No hay día de Navidad sin cine y esta vez tocó ver Cats, la versión cinematográfica del musical. Sobre la película diré que, aunque es a ratos lenta, merece la pena verla por el despliegue de voces, coreografías y belleza en general.

El caso es que, contemplando a esos actores que son también bailarines y cantantes, empezó a tintinear en mi cabeza la curiosidad por saber en qué momento descubrieron su talento; si fueron ellos o sus padres los que un día decidieron que valía la pena profundizar sobre eso que les diferenciaba del resto de los humanos y convertir sus sueños en sus realidades.

Qué habría pasado si a Jennifer Hudson nunca se le hubiera ocurrido entonar una melodía, si Judi Dench no se hubiera subido a un escenario, si Andrew Lloyd Webber jamás hubiera visto una partitura de cerca. Pues el mundo sería un poquito más feo, así de entrada, y ellos, con toda seguridad, mucho más infelices desarrollando carreras de esas con "las que sí te puedes ganar la vida". Qué lástima, por Dios.

Por esa otra cara oscura de la moneda deambulan aquellos que nunca identificaron su pasión y los que, aún conociéndola, pasaron de largo para unirse al resto de la manada, tan homogénea y tan borreguil. Prodigios aplastados por su propio miedo o por el de los que se veían amenazados con tanto brillo, ya fueran progenitores o maestros. O por la ignorancia de que ese elemento que te hace sobresalir no tiene por qué ser tangible: hacer reír a los demás, escuchar con atención, conectar a gente, recibir en casa, combinar colores como nadie, caer bien, estar siempre de buen humor, ver el vaso medio lleno aunque quede solo una gota. Cuestiones que, por fáciles, no nos parecen valiosas, pero que a otros se les antojan imposibles. Tanto como los gorgoritos de la Hudson para el común de los mortales.

Qué útil sería que, en el momento en el que aprendemos a escribir, comenzáramos un diario sobre nuestras destrezas, nuestros sueños y nuestras pasiones. Cuántos problemas nos evitaríamos al transitar exclusivamente por el camino que trazan esas evidencias. Huiríamos del rebaño a toda velocidad.

Otra causa por la que los talentos se diluyen es por la falta de determinación, de voluntad y de disciplina para convertir ese regalo con el que naciste en algo digno de ser disfrutado por ti y por los demás. La puñetera vagancia, la imposibilidad de ver más allá de tus narices, de proyectar un futuro opuesto a la mediocridad, una vida que te desafíe a cada paso. La ignorancia de que la felicidad se encuentra en la sensación de avanzar, de aprender y de acercarte cada día a tu mejor versión. Qué bien mirarte en el espejo y que se te escape una sonrisa de satisfacción. Aceptamos aquello que creemos merecer y nadie nos enseña que nos merecemos el cielo.

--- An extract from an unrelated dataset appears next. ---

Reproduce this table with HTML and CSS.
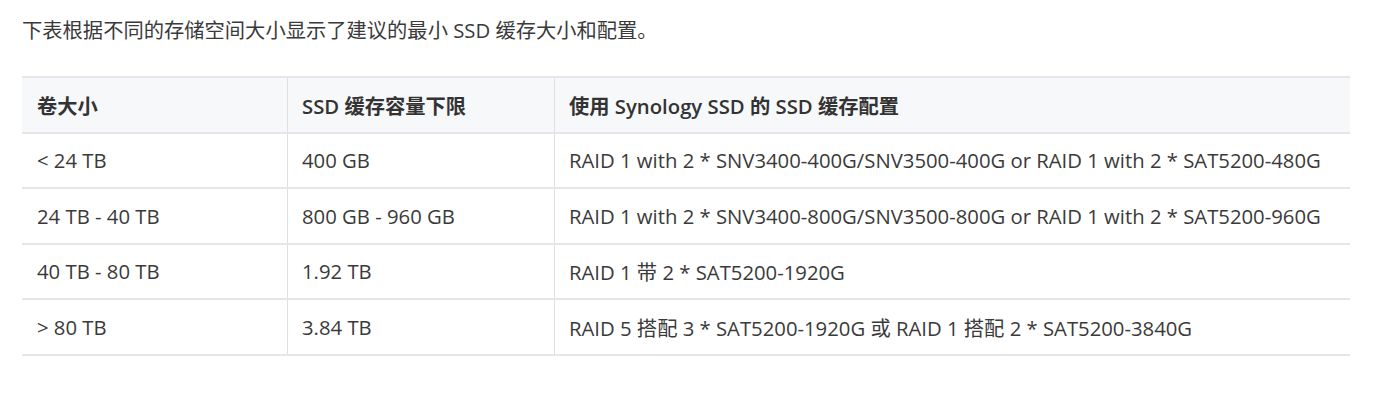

Se acaba el año y debería ser obligatorio hacer un listado de logros, de habilidades innatas. Quizás anden enterradas bajo años de conformismo, aburrimiento e inercia, pero ahí están los amigos del colegio para recordarte lo bueno que eras en dibujo o que todos te contaban sus problemas porque dabas los mejores consejos. Quizás ganabas todos los concursos de canto en EGB, pero un día cerraste el pico. Ya es hora de volver a abrirlo. Escarbemos en la maravilla que somos y creemos algo bonito para nosotros y para el mundo.

En la hoja de los propósitos, subrayemos que nunca es tarde si la dicha es buena, que existe algo que siempre ha estado en ti, agachadito, esperando al momento oportuno. Decide que ese momento es ahora porque es el único que tienes. Nadie va a cumplir tu sueño por ti, que nadie te impida lograrlo.